There was just enough time for my chai, a spicy, Indian-style tea.

“May I help you?” the cashier asked.

“Yes, please,” I said.

She pulled a cardboard cup made with 10% post-consumer recycled fiber from below the counter like she was snatching a six-shooter from her holster. She held a marker aloft.

“Grande soy chai, extra pump, no water,” I said.

She dropped her pen to her side. The barista to her left paused, holding a vente size something in her hand. Time stood still. Both young women looked at me.

“We’re out of chai," one squeaked.

“You’re out of chai?” I asked. Maybe my voice rose a little too much at that end of that question.

They looked at each other, back at me and nodded like Bobblehead dolls.


The bobbing continued.

That was when I started to feel my day slipping away from me like a dream upon awakening.

I slumped to my gate.

It was no surprise, then, when I landed at Kahului airport on Maui and turned on my phone to a voice-mail message that said my zipline tour was canceled due to high winds.

Ah, the plight of a traveler. Surrender to the unexpected. Learn this at my expense.
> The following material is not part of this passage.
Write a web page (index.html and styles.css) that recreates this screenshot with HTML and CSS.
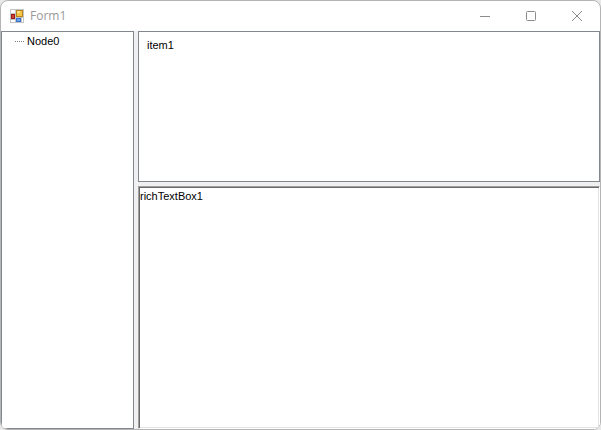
FILE: index.html
```html
<!DOCTYPE html>
<html lang="en">
<head>
  <meta charset="UTF-8" />
  <meta name="viewport" content="width=device-width, initial-scale=1.0"/>
  <title>Form1</title>
  <link rel="stylesheet" href="styles.css">
</head>
<body>
  <div class="window">
    <header class="title-bar">
      <svg class="app-icon" width="14" height="14" viewBox="0 0 14 14" shape-rendering="crispEdges">
        <rect width="14" height="14" fill="#c4c4c4"/>
        <path d="M1 1h4v3H1zM1 11h4v2H1zM12 9h1v4h-1z" fill="#fff"/>
        <rect x="6" y="1" width="7" height="7" fill="#b9841c"/>
        <rect x="7" y="2" width="5" height="5" fill="#f8c544"/>
        <rect x="7" y="2" width="3" height="2" fill="#ffe08a"/>
        <rect x="1" y="5" width="4" height="5" fill="#9c1c14"/>
        <rect x="2" y="6" width="2" height="3" fill="#c8443a"/>
        <rect x="6" y="9" width="5" height="4" fill="#3a6fd0"/>
        <rect x="7" y="10" width="3" height="2" fill="#6fa3ee"/>
      </svg>
      <h1 class="title">Form1</h1>
      <div class="caption-buttons">
        <button type="button" aria-label="Minimize">
          <svg width="12" height="12" viewBox="0 0 12 12"><path d="M1 6.5h10"/></svg>
        </button>
        <button type="button" aria-label="Maximize">
          <svg width="12" height="12" viewBox="0 0 12 12"><rect x="1.5" y="1.5" width="9" height="9" rx="1"/></svg>
        </button>
        <button type="button" aria-label="Close">
          <svg width="12" height="12" viewBox="0 0 12 12"><path d="M1 1l10 10M11 1L1 11"/></svg>
        </button>
      </div>
    </header>

    <main class="content">
      <ul class="tree" role="tree">
        <li class="node" role="treeitem">Node0</li>
      </ul>
      <div class="side">
        <ul class="list">
          <li>item1</li>
        </ul>
        <textarea class="rich-text" aria-label="Rich text" spellcheck="false">richTextBox1</textarea>
      </div>
    </main>
  </div>
</body>
</html>
```
FILE: styles.css
```css
:root {
  --frame: #b4b4b4;
  --border: #828790;
  --face: #f0f0f0;
  --muted: #999;
}

* {
  box-sizing: border-box;
}

body {
  margin: 0;
  background: #e8e8e8;
  font-family: "Liberation Sans", Arial, sans-serif;
  font-size: 11px;
  line-height: 14px;
  color: #000;
}

.window {
  display: flex;
  flex-direction: column;
  height: 100vh;
  border: 1px solid var(--frame);
  border-radius: 8px;
  background: #fff;
  overflow: hidden;
}

.title-bar {
  display: flex;
  align-items: center;
  flex: none;
  height: 30px;
  padding-left: 9px;
}

.title {
  margin: 0 0 0 6px;
  font-family: "Open Sans", "Segoe UI", sans-serif;
  font-size: 12px;
  font-weight: normal;
  color: var(--muted);
}

.caption-buttons {
  display: flex;
  height: 100%;
  margin-left: auto;
}

.caption-buttons button {
  display: flex;
  align-items: center;
  justify-content: center;
  width: 46px;
  padding: 0;
  border: none;
  background: none;
}

.caption-buttons button:hover {
  background: #e9e9e9;
}

.caption-buttons svg {
  fill: none;
  stroke: #8c8c8c;
}

.content {
  display: grid;
  grid-template-columns: 133px 1fr;
  gap: 4px;
  flex: 1;
  min-height: 0;
  background: var(--face);
}

.tree,
.list {
  margin: 0;
  border: 1px solid var(--border);
  background: #fff;
  list-style: none;
}

.tree {
  padding: 2px 0 0 13px;
}

.node {
  display: flex;
  align-items: center;
  gap: 3px;
}

/* dotted connector in front of the node */
.node::before {
  content: "";
  width: 9px;
  height: 1px;
  background: repeating-linear-gradient(to right, #808080 0 1px, #fff 1px 2px);
}

.side {
  display: grid;
  grid-template-rows: 23fr 37fr;
  gap: 4px;
  min-height: 0;
}

.list {
  padding: 6px 8px;
}

/* sunken 3D edge: outer line is the border, inner line is the shadow */
.rich-text {
  width: 100%;
  height: 100%;
  padding: 2px 1px;
  border: 1px solid;
  border-color: #a0a0a0 #fff #fff #a0a0a0;
  box-shadow: inset 1px 1px #696969, inset -1px -1px #e3e3e3;
  outline: none;
  resize: none;
  background: #fff;
  color: inherit;
  font: inherit;
}
```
I rented my car and drove straight to a nearby Starbucks on Dairy Avenue. I purchased the new Jack Johnson CD as a pick-me-up with my chai. Since I now had plenty of time, I decided to check my email. But, first, my wireless card wouldn’t connect to the Internet, and, then, my air card wouldn’t connect either. Drats.
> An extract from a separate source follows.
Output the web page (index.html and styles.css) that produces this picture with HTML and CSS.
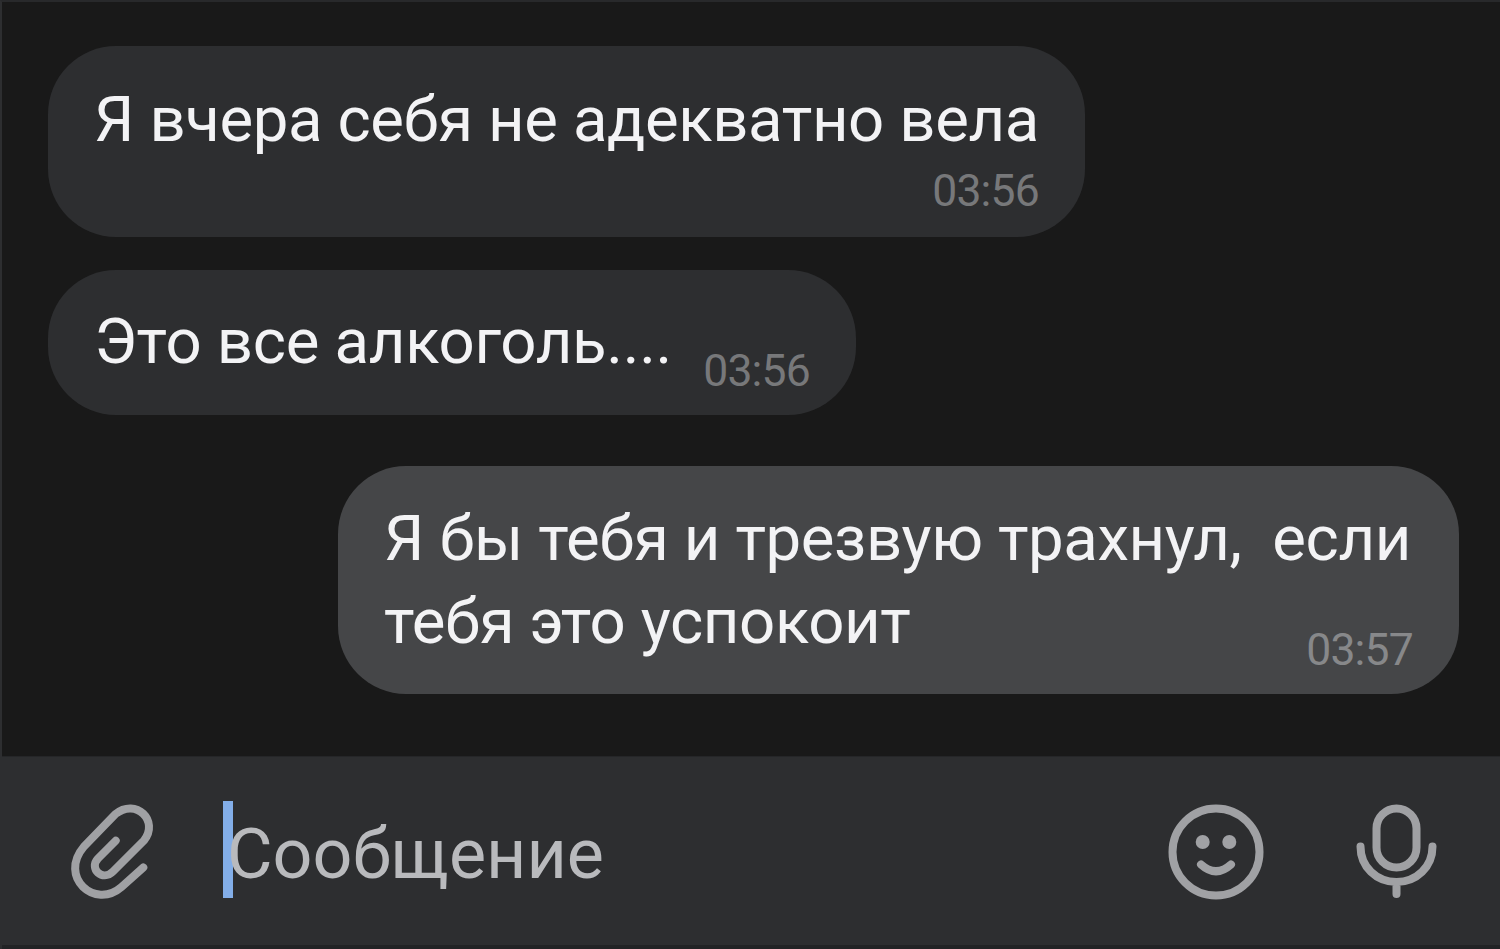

Of late, my laptop’s battery has decided not to hold a charge. It goes from 85% full to 3% in a blink. Literally, a second. And I get a critical save message.

You know, that happened, right?

When it did, I reached for my AC adapter cord. And that’s when I remembered it was still sitting on my desk. On Kauai. Some 250 miles away.

Now, I can be stubborn, but I know when I am beat.

Plan B:

1. Slip Jack Johnson in the CD player.
2. Order a second grande-soy-extra-pump-no-water-chai.
3. Drive.
4. Drive.
5. Drive.

I pointed the car for Haleakala National Park.

Jack sang, You and your heart shouldn’t feel so far apart.

As I switchbacked my way up the mountain, I felt my heart return to me. I turned off the a/c and rolled down my windows as strains of Jack Johnson’s To the Sea trailed down the mountain behind me.

Let me tell you about Hosmer Grove. In the 1800s, ranchers cleared the area’s native trees, ‘ohia and koa, for cattle grazing. In 1910, Ralph S. Hosmer planted a forest reserve of trees from around the world here. Many of the species remain, however, Hosmer’s plans for establishing a timber industry failed. At the other end of the grove, native plants are making a comeback.

Those are facts. So are these:

The smell of a whole forest of eucalyptus trees. The sound of 100-foot whining pines. The flash of stop-sign-red 'i’iwi. The chirp of apapane. The feel of chilled air on sun-warmed skin.

I walked under Norfolk pines. I leaned into the shade of an Eastern Red Cedar. I peered through my viewfinder at an amakihi. At least, I think it was one of these native honeycreepers, but I hadn’t packed my binoculars, so who really knows. At 7,000-foot elevation, Hosmer Grove is one of the best places for birdwatching in the state. You park and look up and there are birds you won’t see anywhere else in the world. It’s believed that 52 species of Hawaiian honeycreepers owe their existence to a single finch-like ancestor through the process of “adaptive radiation.” Take the ‘i’iwi. Its crazy long, curved bill adapted over generations to sip nectar from long-necked lobelias.

The pamphlet that the National Park Service hands you with your receipt for the $10 you pay to enter Haleakala states 85 species of Hawaiian birds have become extinct and 32 are on the Federal Endangered Species List, with seven of these possibly already extinct or on the brink. That’s why Hawaii is known as the “Endangered Species Capital of the World.”

I found my breathing changed in Hosmer Grove in Haleakala National Park on Maui. It was like the air was a vitamin, and I swallowed it whole. Maybe it was the place. Maybe it was the day. Whatever it was, the air sure tasted good.

As I write this first draft—by hand—in my room at Outrigger Napili Shores in West Maui, my window is open, and the sounds of ocean rush in. Another kind of vitamin. Another kind of music.

Sometimes, I guess you have to forego plans, forego lists, and forego desire. You just have to throw up your hands and sails and let the wind take you where it will.